I didn't, so I keep myself to myself in the hopes that I will be taken for a mime, and perhaps given money.

Towards the end of my email extravanganze, I am approached by a man - who in the international language of holding out one's hand - is clearly asking for money himself. I am somewhat distracted, attempting to type, listen, translate and respond simultaneously, and he becomes frustrated quickly.

Eventually, when it is clear to him that I am, undoubtedly, both ignorant and mentally deficient, he resorts to props, and digs deep into his pockets. When he withdraws his hand, he is clutching a fistful of one euro coins. There must be about 50 or 60 of them.

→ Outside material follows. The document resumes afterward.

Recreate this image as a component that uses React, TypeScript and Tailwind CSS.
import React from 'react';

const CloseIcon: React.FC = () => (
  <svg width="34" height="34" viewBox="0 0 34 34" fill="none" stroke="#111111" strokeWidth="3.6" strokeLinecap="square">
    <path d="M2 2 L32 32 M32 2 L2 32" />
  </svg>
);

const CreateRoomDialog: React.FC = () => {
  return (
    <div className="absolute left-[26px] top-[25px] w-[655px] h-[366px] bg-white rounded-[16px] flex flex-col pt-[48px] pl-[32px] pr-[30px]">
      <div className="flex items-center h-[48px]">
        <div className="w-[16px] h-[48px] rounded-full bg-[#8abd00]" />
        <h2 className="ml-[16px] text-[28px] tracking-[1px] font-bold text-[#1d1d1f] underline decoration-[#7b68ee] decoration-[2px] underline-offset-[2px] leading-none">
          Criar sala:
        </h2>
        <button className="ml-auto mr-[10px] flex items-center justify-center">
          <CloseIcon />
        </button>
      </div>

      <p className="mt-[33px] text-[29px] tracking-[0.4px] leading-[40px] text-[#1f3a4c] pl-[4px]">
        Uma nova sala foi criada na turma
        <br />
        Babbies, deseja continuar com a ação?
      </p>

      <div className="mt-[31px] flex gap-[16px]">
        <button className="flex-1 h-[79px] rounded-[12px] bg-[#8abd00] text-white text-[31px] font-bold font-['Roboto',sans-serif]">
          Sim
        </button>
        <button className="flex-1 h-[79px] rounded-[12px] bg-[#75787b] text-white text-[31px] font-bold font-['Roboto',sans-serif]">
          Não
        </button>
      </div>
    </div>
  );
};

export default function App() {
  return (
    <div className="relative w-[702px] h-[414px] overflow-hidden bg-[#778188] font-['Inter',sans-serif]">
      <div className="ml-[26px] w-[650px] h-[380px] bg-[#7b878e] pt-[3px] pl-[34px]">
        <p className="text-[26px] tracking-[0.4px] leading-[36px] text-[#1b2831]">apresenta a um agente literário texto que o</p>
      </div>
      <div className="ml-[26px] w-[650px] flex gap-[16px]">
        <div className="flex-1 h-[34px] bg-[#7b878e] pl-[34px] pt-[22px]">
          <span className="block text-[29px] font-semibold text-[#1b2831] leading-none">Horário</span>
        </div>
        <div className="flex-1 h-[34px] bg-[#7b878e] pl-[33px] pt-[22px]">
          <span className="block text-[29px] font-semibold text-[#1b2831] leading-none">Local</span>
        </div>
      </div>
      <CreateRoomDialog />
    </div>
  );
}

Now, I don't have 50 or 60 euros left to my name and I am tempted to thrust my own hand into my Mary Poppins pocket and show him my lint.

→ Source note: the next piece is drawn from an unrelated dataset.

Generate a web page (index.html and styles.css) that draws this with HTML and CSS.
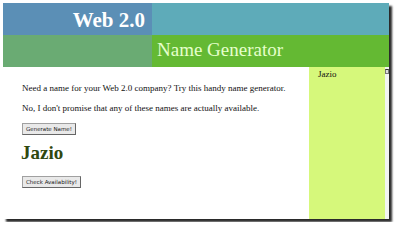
FILE: index.html
```html
<!DOCTYPE html>
<html lang="en">
<head>
    <meta charset="UTF-8">
    <title>Web 2.0 Name Generator</title>
    <link rel="stylesheet" href="styles.css">
</head>
<body>
    <div class="window">
        <!-- Header -->
        <div class="header">
            <div class="logo">Web 2.0</div>
            <div class="logo-fill"></div>
            <div class="sub-fill"></div>
            <div class="subtitle">Name Generator</div>
        </div>

        <div class="main">
            <div class="content">
                <p>Need a name for your Web 2.0 company? Try this handy name generator.</p>
                <p>No, I don't promise that any of these names are actually available.</p>
                <button class="btn">Generate Name!</button>
                <h1 class="name">Jazio</h1>
                <button class="btn">Check Availability!</button>
            </div>
            <div class="sidebar">
                <div class="history-item">Jazio</div>
            </div>
            <div class="scrollbar">
                <div class="scroll-up"></div>
            </div>
        </div>
    </div>
</body>
</html>
```

FILE: styles.css
```css
* {
    margin: 0;
    padding: 0;
    box-sizing: border-box;
}

body {
    background: white;
    padding: 3px;
    font-family: "Liberation Serif", "Times New Roman", serif;
    color: #111;
}

.window {
    width: 386px;
    height: 216px;
    background: white;
    box-shadow: 3px 3px 2px #2a2a2a;
    display: flex;
    flex-direction: column;
}

/* Header */
.header {
    display: grid;
    grid-template-columns: 149px 1fr;
    grid-template-rows: 32px 32px;
}

.logo {
    background: #5b8fb6;
    color: white;
    font-weight: bold;
    font-size: 21px;
    text-align: right;
    padding-right: 7px;
    line-height: 34px;
}

.logo-fill {
    background: #5eabb9;
}

.sub-fill {
    background: #6aab73;
}

.subtitle {
    background: #64b933;
    color: #e6ffcc;
    font-size: 19px;
    padding-left: 5px;
    line-height: 29px;
}

/* Main */
.main {
    flex: 1;
    display: flex;
}

.content {
    flex: 1;
    padding: 16px 0 0 19px;
}

.content p {
    font-size: 9px;
    line-height: 11px;
    margin-bottom: 9px;
}

.btn {
    font-family: "DejaVu Sans", sans-serif;
    font-size: 5.5px;
    color: #222;
    background: #e9e9e9;
    border: 1px solid #a0a0a0;
    border-bottom-color: #666;
    border-right-color: #666;
    padding: 2px 3px;
    display: block;
}

.name {
    font-size: 19px;
    line-height: 22px;
    color: #30480f;
    margin: 7px 0 12px -1px;
}

.sidebar {
    width: 76px;
    background: #d6f87b;
    padding: 2px 0 0 9px;
}

.history-item {
    font-size: 9px;
}

.scrollbar {
    width: 4px;
    background: #f2f4f2;
}

.scroll-up {
    height: 5px;
    margin-top: 2px;
    border: 1px solid #777;
    background: #ddd;
    border-top-color: #333;
}
```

As it is, I gently urge him to fuck right off, which he does, cursing my name in what, I admit, is an extremely poetic way.

Our trip was punctuated by one or two other oddities, such as a Mini full of songwriters driving extremely slowly and leaning out of the windows, trying to read the date on a Van Der Graaf Generator poster. (Saxophonist and flautist David Jackson of Van Der Graaf being the father of one Ms. Dorie Jackson, and undoubtedly responsible for the repeated impression of "flute face" to which we have all been repeatedly treated by Dorie and Geoff, to the falling over laughing of all.)

On the way back, Emma-Francine and I beset Chris with questions about all and sundry. This soon descends into an entertaining discussion on the behaviour of exes, particularly at gigs, and in the presence of current partners. It is perhaps, unsuprising, that we all have far too many stories to share on the subject.

We return to our songwriting partners, and "Scorpion Girl" is given a few more giggling run-throughs. I'm feeling much more positive about a song where I can strum freely and earn, as I do, the moniker of "loudest guitar player".

Dinner is the usual plateloads of excellent food, and then once again, we retire to the studio to perform.

William introduces the song in Italian, which is something he has clearly been working on in my absence. Happily, the song goes down a treat, with laughter in exactly the right places. I am alway astounded and gratified by an audience that can a) hear the lyrics and b) is bothering to listen.

I realise I have said little about the other songs being written and performed by my compatriots, and this is only partly because of heaving jealousy. I am planning to do a breakdown later, once I've had a chance to absorb everyone else's work with the benefit of hindsight and without my nerves getting in the way. There is some stunning work being done - some funny, some serious, some just plain knock-out beautiful. It is an honour and a privilege to be a part of it.

Once again, we sit up until the early hours - Dorie and I have, between us, invested in a couple of bottles of vodka which garnered a look from Chris, as if to say, "I have hereby identified the raging alcoholics amongst us." We mix this with cans of lemon soda, which Ms. Jackson appears to have bought by the truckload.

Songwriting games are played, with a song being passed along, word by word to each member of the group. There is a brief period after being handed the word "natural", where I refuse to sing anything but the word "yoghurt", which lasts until Dorie hires Geoff to sit next to me with a blunt object and whack me should the first syllable so much as creep towards my lips.

Rachel Dawick, blaming it later on the tipple, has until this point, been next to me, following my "yoghurt" or other nonsense, with "What?" in her New Zealand trill, before bursting into laughter and leaving the table.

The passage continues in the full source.